As a semi-recent college graduate who is struggling to find my path in life, I have been left with a feeling of “is this it?” “am I done learning in this life?” “Do I know everything I am supposed to know and anything I didn’t learn is beyond my knowledge?” It's not a feeling of knowing everything but a feeling of knowing nothing and feeling knowledge is closed to me. I worry that I will never read Russian literature because no one made me read it. Or that I can never exceed beyond the tools I have been given. Or that I am unhireable because I have a BFA in screenwriting. So few on Tik Tok have put forth a schedule for learning like Jake Hutcheson. He saw a failing in his life and sought to correct it. He is learning and as he learns, we learn with him.
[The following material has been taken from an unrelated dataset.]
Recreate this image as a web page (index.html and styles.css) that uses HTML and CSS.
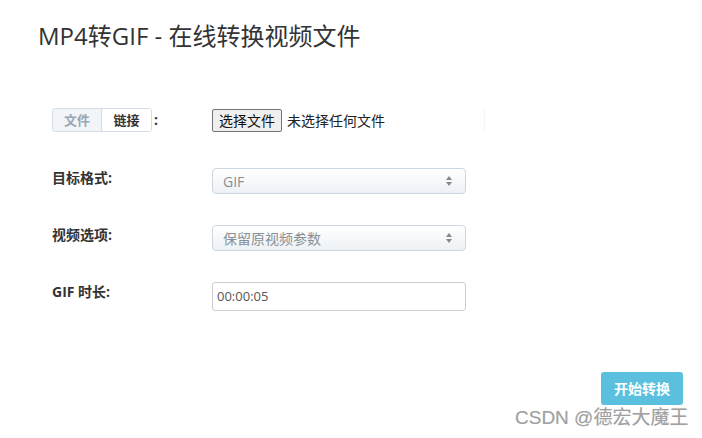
FILE: index.html
```html
<!DOCTYPE html>
<html lang="zh-CN">
<head>
    <meta charset="UTF-8">
    <title>MP4转GIF - 在线转换视频文件</title>
    <link rel="stylesheet" href="styles.css">
</head>
<body>
<div class="page">
    <h1 class="title">MP4转GIF - 在线转换视频文件</h1>
    <form class="form">
        <div class="row row-file">
            <div class="label">
                <div class="tabs">
                    <span class="tab tab-off">文件</span>
                    <span class="tab tab-on">链接</span>
                </div>
                <span class="colon">:</span>
            </div>
            <div class="control file-box">
                <span class="file-btn">选择文件</span>
                <span class="file-name">未选择任何文件</span>
            </div>
        </div>
        <div class="row">
            <div class="label">目标格式:</div>
            <div class="control select">
                <span class="select-text">GIF</span>
                <span class="arrows"><i class="up"></i><i class="down"></i></span>
            </div>
        </div>
        <div class="row">
            <div class="label">视频选项:</div>
            <div class="control select">
                <span class="select-text">保留原视频参数</span>
                <span class="arrows"><i class="up"></i><i class="down"></i></span>
            </div>
        </div>
        <div class="row">
            <div class="label">GIF 时长:</div>
            <div class="control text-input">00:00:05</div>
        </div>
        <div class="actions">
            <span class="btn">开始转换</span>
        </div>
    </form>
    <div class="mark">CSDN @德宏大魔王</div>
</div>
</body>
</html>
```
FILE: styles.css
```css
*{
    margin: 0;
    padding: 0;
    box-sizing: border-box;
}
body{
    background: #fff;
    font-family: "Open Sans", "Noto Sans CJK SC", sans-serif;
    color: #333;
}
.page{
    position: relative;
    width: 702px;
    height: 438px;
    padding: 19px 0 0 38px;
}
.title{
    font-size: 24px;
    font-weight: normal;
    line-height: 34px;
    color: #333;
}
.form{
    padding: 55px 0 0 14px;
}
.row{
    display: flex;
    align-items: flex-start;
    margin-bottom: 31px;
}
.row-file{
    margin-bottom: 36px;
}
.label{
    width: 160px;
    font-size: 14px;
    font-weight: bold;
    line-height: 20px;
    padding-top: 0;
    color: #333;
}
.row-file .label{
    display: flex;
    align-items: center;
}
.tabs{
    display: flex;
    height: 24px;
    border: 1px solid #d3dde7;
    border-radius: 3px;
    overflow: hidden;
}
.tab{
    display: block;
    width: 49px;
    line-height: 22px;
    text-align: center;
    font-size: 13px;
    font-weight: bold;
}
.tab-off{
    background: #f2f5f8;
    color: #9aa6b3;
    border-right: 1px solid #d3dde7;
}
.tab-on{
    background: #fff;
    color: #333;
}
.colon{
    margin-left: 2px;
    font-size: 14px;
}
.control{
    width: 254px;
}
.file-box{
    display: flex;
    align-items: center;
    height: 24px;
    border-right: 1px solid #f6f6f6;
    width: 273px;
}
.file-btn{
    display: block;
    height: 23px;
    padding: 0 6px;
    line-height: 21px;
    font-size: 14px;
    color: #111;
    background: #efefef;
    border: 1px solid #767676;
    border-radius: 2px;
}
.file-name{
    margin-left: 5px;
    font-size: 14px;
    color: #222;
}
.select{
    display: flex;
    align-items: center;
    justify-content: space-between;
    height: 26px;
    padding: 0 13px 0 10px;
    border: 1px solid #cbd8e3;
    border-radius: 4px;
    background: linear-gradient(#ffffff, #edf1f5);
}
.select-text{
    font-size: 14px;
    color: #8a8f96;
}
.arrows{
    display: flex;
    flex-direction: column;
    gap: 2px;
}
.arrows i{
    display: block;
    width: 0;
    height: 0;
    border-left: 3px solid transparent;
    border-right: 3px solid transparent;
}
.arrows .up{
    border-bottom: 4px solid #888;
}
.arrows .down{
    border-top: 4px solid #888;
}
.text-input{
    height: 29px;
    padding: 0 4px;
    line-height: 27px;
    font-size: 13px;
    color: #555;
    border: 1px solid #c9ced3;
    border-radius: 3px;
}
.actions{
    display: flex;
    justify-content: flex-end;
    padding: 30px 19px 0 0;
}
.btn{
    display: block;
    width: 82px;
    height: 33px;
    line-height: 33px;
    text-align: center;
    font-size: 14px;
    font-weight: bold;
    color: #fff;
    background: #5bc0de;
    border-radius: 3px;
}
.mark{
    position: absolute;
    left: 515px;
    top: 406px;
    line-height: 24px;
    font-family: "Liberation Sans", "Noto Sans CJK SC", sans-serif;
    font-size: 19px;
    color: #a0a0a0;
    text-shadow: 0 0 1px #ddd;
}
```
He is the perfect Tik Tok teacher. He does not have the grating millennial nerd way of explaining things. Mostly because he’s not a know it all telling us we’re wrong but someone trying his best to convey information he himself just learned. He has the Gen Z naturalism and the white boy confidence that always translates on camera. He may not have a newscaster's voice or diction but his accent gives him character. The humility of admitting he doesn’t know something and wants to learn. I am willing to follow his journey until the very end and hopefully my vocabulary gets better just as his does.
I don’t have TikTok, but I’m rooting for this kid. Good on him for wanting to improve his vocabulary.
P.S. It’s not too late to take a Russian Lit class! I really enjoyed taking mine. “We” by Zamyatin is good, as is Solzhenitsyn‘s (yes I copy/pasted that) “Gulag Archipelago.”